Almost seven years after a housing bubble triggered the worst financial crisis since the Great Depression, lawmakers continue to urge the biggest U.S. banks to reduce leverage and risk-taking. President Obama said on July 3 that the bonus-driven culture of Wall Street trading desks still encourages risky behavior and that his administration will look at “additional steps” to rein it in.
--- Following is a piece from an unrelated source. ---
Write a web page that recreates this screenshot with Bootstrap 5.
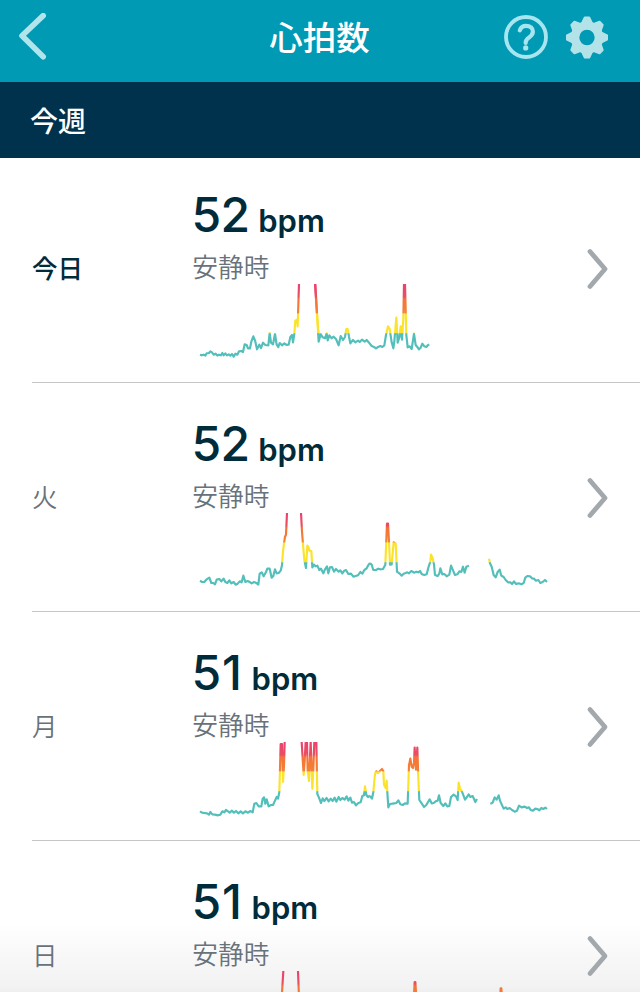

Bankers need to surround themselves with partners who help them “restack the common-sense walls,” and a culture that’s transparent and honest, Handler said. While leverage can be useful, it’s easy to get “lulled into a false sense of purpose” at a time when the industry is starved for yield, Handler said.

Eyes Open

“We all may want to have our eyes wide open regarding the risk that is clearly starting to make its way back into our system,” Handler said. While leverage “does an incredible job of amplifying the good, it does not know its master and is equally capable of magnifying the bad.”

Still, the increased leverage and rising amount of risk doesn’t mean “we should brace ourselves for an imminent crisis,” Handler wrote.

“There are many fundamentals in the world today that we find better underpin the valuations that are now prevalent, relative to the false sense of security many of us felt before the summer of 2007,” he said.

Leucadia, which owns businesses from meatpacking to investment banking, also named Teresa Gendron as chief financial officer today to replace Joseph Orlando.

Orlando is retiring for “orthopedic health reasons,” the New York-based company said in a statement. Gendron, who takes the post Sept. 1, was most recently vice president and controller of Gannet Co., according to the statement.

Leucadia slid 1.5 percent to $25.26 at 10:41 a.m. in New York. The shares have declined 11 percent this year, compared with the 4.1 percent advance of the Standard & Poor’s 500 Financials Index.